_SET TASK:_ For this exercise, repeat all of the material verbatim apart from its images.

_DATASET SECTION:_
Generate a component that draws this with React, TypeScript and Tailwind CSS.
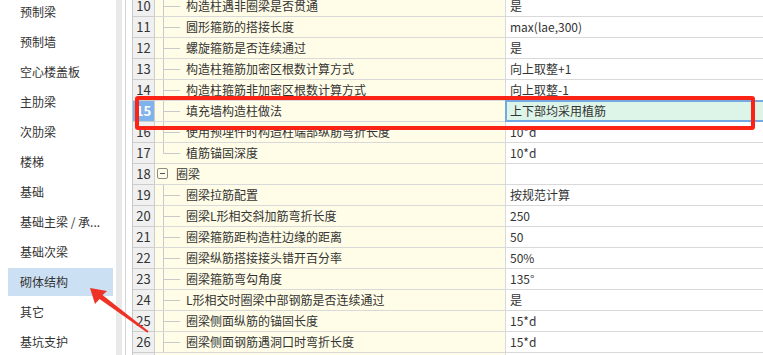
import React from 'react';

type Row = { no: number; name: string; value?: string; group?: boolean; last?: boolean };

const navItems = [
  '预制梁',
  '预制墙',
  '空心楼盖板',
  '主肋梁',
  '次肋梁',
  '楼梯',
  '基础',
  '基础主梁 / 承...',
  '基础次梁',
  '砌体结构',
  '其它',
  '基坑支护',
];

const rows: Row[] = [
  { no: 10, name: '构造柱遇非圈梁是否贯通', value: '是' },
  { no: 11, name: '圆形箍筋的搭接长度', value: 'max(lae,300)' },
  { no: 12, name: '螺旋箍筋是否连续通过', value: '是' },
  { no: 13, name: '构造柱箍筋加密区根数计算方式', value: '向上取整+1' },
  { no: 14, name: '构造柱箍筋非加密区根数计算方式', value: '向上取整-1' },
  { no: 15, name: '填充墙构造柱做法', value: '上下部均采用植筋' },
  { no: 16, name: '使用预埋件时构造柱端部纵筋弯折长度', value: '10*d' },
  { no: 17, name: '植筋锚固深度', value: '10*d', last: true },
  { no: 18, name: '圈梁', group: true },
  { no: 19, name: '圈梁拉筋配置', value: '按规范计算' },
  { no: 20, name: '圈梁L形相交斜加筋弯折长度', value: '250' },
  { no: 21, name: '圈梁箍筋距构造柱边缘的距离', value: '50' },
  { no: 22, name: '圈梁纵筋搭接接头错开百分率', value: '50%' },
  { no: 23, name: '圈梁箍筋弯勾角度', value: '135°' },
  { no: 24, name: 'L形相交时圈梁中部钢筋是否连续通过', value: '是' },
  { no: 25, name: '圈梁侧面纵筋的锚固长度', value: '15*d' },
  { no: 26, name: '圈梁侧面钢筋遇洞口时弯折长度', value: '15*d' },
  { no: 27, name: '', value: '' },
];

const SELECTED = 15;

function TreeLines({ last }: { last?: boolean }) {
  return (
    <svg width="31" height="20" className="shrink-0">
      <line x1="8.5" y1="0" x2="8.5" y2={last ? 10.5 : 20} stroke="#c9c9c9" />
      <line x1="8.5" y1="10.5" x2="25" y2="10.5" stroke="#c9c9c9" />
    </svg>
  );
}

function Collapse() {
  return (
    <svg width="21" height="20" className="shrink-0">
      <rect x="2.5" y="4.5" width="10" height="10" rx="1.5" fill="#fffde7" stroke="#8c8c8c" />
      <line x1="5" y1="9.5" x2="10" y2="9.5" stroke="#555" />
    </svg>
  );
}

export default function App() {
  return (
    <div className="relative flex h-[355px] w-[763px] overflow-hidden bg-white font-['Noto_Sans_CJK_SC',sans-serif] text-[12px] text-[#333]">
      {/* category list */}
      <aside className="w-[116px] shrink-0 bg-white">
        <ul className="-mt-[2px] flex flex-col gap-[2px] pl-[8px] pr-[3px]">
          {navItems.map((item, i) => (
            <li
              key={item}
              className={`flex h-[28px] items-center whitespace-nowrap pl-[12px] ${i === 9 ? 'bg-[#cce0f4]' : ''}`}
            >
              {item}
            </li>
          ))}
        </ul>
      </aside>

      {/* splitter */}
      <div className="w-[6px] shrink-0 bg-[#e9e9e9]" />
      <div className="w-[3px] shrink-0" />
      <div className="w-[1px] shrink-0 bg-[#d6d6d6]" />
      <div className="w-[6px] shrink-0" />

      {/* property grid */}
      <div className="-mt-[4px] flex min-w-0 flex-1 flex-col border-l border-[#c8c8c8]">
        {rows.map((r) => {
          const sel = r.no === SELECTED;
          return (
            <div key={r.no} className="flex h-[21px] shrink-0">
              <div
                className={`flex w-[22px] shrink-0 items-center justify-center border-r border-b border-[#cdcdcd] text-[13px] ${
                  sel ? 'bg-[#7fb3ec] font-bold text-white' : 'bg-[#f0f0f0] text-[#333]'
                }`}
              >
                {r.no}
              </div>
              <div className="flex w-[351px] shrink-0 items-center border-r border-b border-[#d9d9d9] bg-[#fffde7] whitespace-nowrap">
                {r.group ? <Collapse /> : r.no <= 26 ? <TreeLines last={r.last} /> : null}
                <span>{r.name}</span>
              </div>
              <div className="relative flex min-w-0 flex-1 items-center border-b border-[#d9d9d9] bg-white pl-[4px] whitespace-nowrap">
                {sel && (
                  <div className="absolute -top-[1px] -bottom-[1px] -left-[1px] -right-[10px] border-2 border-[#72a9e2] bg-[#ddf5e8]" />
                )}
                <span className="relative">{r.value}</span>
              </div>
            </div>
          );
        })}
      </div>

      {/* red annotation box */}
      <div className="pointer-events-none absolute left-[135px] top-[96px] h-[34px] w-[620px] rounded-[3px] border-[4px] border-[#fb2216]" />

      {/* red annotation arrow */}
      <svg
        className="pointer-events-none absolute left-[86px] top-[284px]"
        width="66"
        height="52"
        viewBox="0 0 66 52"
      >
        <polygon
          points="4,4 21,7 16.5,11 62.6,47.2 61.4,48.8 13.5,15 9,20"
          fill="#ee3326"
        />
      </svg>
    </div>
  );
}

_ANSWER FOR THIS EXERCISE:_
Generate a component that draws this with React, TypeScript and Tailwind CSS.
import React from 'react';

type Row = { no: number; name: string; value?: string; group?: boolean; last?: boolean };

const navItems = [
  '预制梁',
  '预制墙',
  '空心楼盖板',
  '主肋梁',
  '次肋梁',
  '楼梯',
  '基础',
  '基础主梁 / 承...',
  '基础次梁',
  '砌体结构',
  '其它',
  '基坑支护',
];

const rows: Row[] = [
  { no: 10, name: '构造柱遇非圈梁是否贯通', value: '是' },
  { no: 11, name: '圆形箍筋的搭接长度', value: 'max(lae,300)' },
  { no: 12, name: '螺旋箍筋是否连续通过', value: '是' },
  { no: 13, name: '构造柱箍筋加密区根数计算方式', value: '向上取整+1' },
  { no: 14, name: '构造柱箍筋非加密区根数计算方式', value: '向上取整-1' },
  { no: 15, name: '填充墙构造柱做法', value: '上下部均采用植筋' },
  { no: 16, name: '使用预埋件时构造柱端部纵筋弯折长度', value: '10*d' },
  { no: 17, name: '植筋锚固深度', value: '10*d', last: true },
  { no: 18, name: '圈梁', group: true },
  { no: 19, name: '圈梁拉筋配置', value: '按规范计算' },
  { no: 20, name: '圈梁L形相交斜加筋弯折长度', value: '250' },
  { no: 21, name: '圈梁箍筋距构造柱边缘的距离', value: '50' },
  { no: 22, name: '圈梁纵筋搭接接头错开百分率', value: '50%' },
  { no: 23, name: '圈梁箍筋弯勾角度', value: '135°' },
  { no: 24, name: 'L形相交时圈梁中部钢筋是否连续通过', value: '是' },
  { no: 25, name: '圈梁侧面纵筋的锚固长度', value: '15*d' },
  { no: 26, name: '圈梁侧面钢筋遇洞口时弯折长度', value: '15*d' },
  { no: 27, name: '', value: '' },
];

const SELECTED = 15;

function TreeLines({ last }: { last?: boolean }) {
  return (
    <svg width="31" height="20" className="shrink-0">
      <line x1="8.5" y1="0" x2="8.5" y2={last ? 10.5 : 20} stroke="#c9c9c9" />
      <line x1="8.5" y1="10.5" x2="25" y2="10.5" stroke="#c9c9c9" />
    </svg>
  );
}

function Collapse() {
  return (
    <svg width="21" height="20" className="shrink-0">
      <rect x="2.5" y="4.5" width="10" height="10" rx="1.5" fill="#fffde7" stroke="#8c8c8c" />
      <line x1="5" y1="9.5" x2="10" y2="9.5" stroke="#555" />
    </svg>
  );
}

export default function App() {
  return (
    <div className="relative flex h-[355px] w-[763px] overflow-hidden bg-white font-['Noto_Sans_CJK_SC',sans-serif] text-[12px] text-[#333]">
      {/* category list */}
      <aside className="w-[116px] shrink-0 bg-white">
        <ul className="-mt-[2px] flex flex-col gap-[2px] pl-[8px] pr-[3px]">
          {navItems.map((item, i) => (
            <li
              key={item}
              className={`flex h-[28px] items-center whitespace-nowrap pl-[12px] ${i === 9 ? 'bg-[#cce0f4]' : ''}`}
            >
              {item}
            </li>
          ))}
        </ul>
      </aside>

      {/* splitter */}
      <div className="w-[6px] shrink-0 bg-[#e9e9e9]" />
      <div className="w-[3px] shrink-0" />
      <div className="w-[1px] shrink-0 bg-[#d6d6d6]" />
      <div className="w-[6px] shrink-0" />

      {/* property grid */}
      <div className="-mt-[4px] flex min-w-0 flex-1 flex-col border-l border-[#c8c8c8]">
        {rows.map((r) => {
          const sel = r.no === SELECTED;
          return (
            <div key={r.no} className="flex h-[21px] shrink-0">
              <div
                className={`flex w-[22px] shrink-0 items-center justify-center border-r border-b border-[#cdcdcd] text-[13px] ${
                  sel ? 'bg-[#7fb3ec] font-bold text-white' : 'bg-[#f0f0f0] text-[#333]'
                }`}
              >
                {r.no}
              </div>
              <div className="flex w-[351px] shrink-0 items-center border-r border-b border-[#d9d9d9] bg-[#fffde7] whitespace-nowrap">
                {r.group ? <Collapse /> : r.no <= 26 ? <TreeLines last={r.last} /> : null}
                <span>{r.name}</span>
              </div>
              <div className="relative flex min-w-0 flex-1 items-center border-b border-[#d9d9d9] bg-white pl-[4px] whitespace-nowrap">
                {sel && (
                  <div className="absolute -top-[1px] -bottom-[1px] -left-[1px] -right-[10px] border-2 border-[#72a9e2] bg-[#ddf5e8]" />
                )}
                <span className="relative">{r.value}</span>
              </div>
            </div>
          );
        })}
      </div>

      {/* red annotation box */}
      <div className="pointer-events-none absolute left-[135px] top-[96px] h-[34px] w-[620px] rounded-[3px] border-[4px] border-[#fb2216]" />

      {/* red annotation arrow */}
      <svg
        className="pointer-events-none absolute left-[86px] top-[284px]"
        width="66"
        height="52"
        viewBox="0 0 66 52"
      >
        <polygon
          points="4,4 21,7 16.5,11 62.6,47.2 61.4,48.8 13.5,15 9,20"
          fill="#ee3326"
        />
      </svg>
    </div>
  );
}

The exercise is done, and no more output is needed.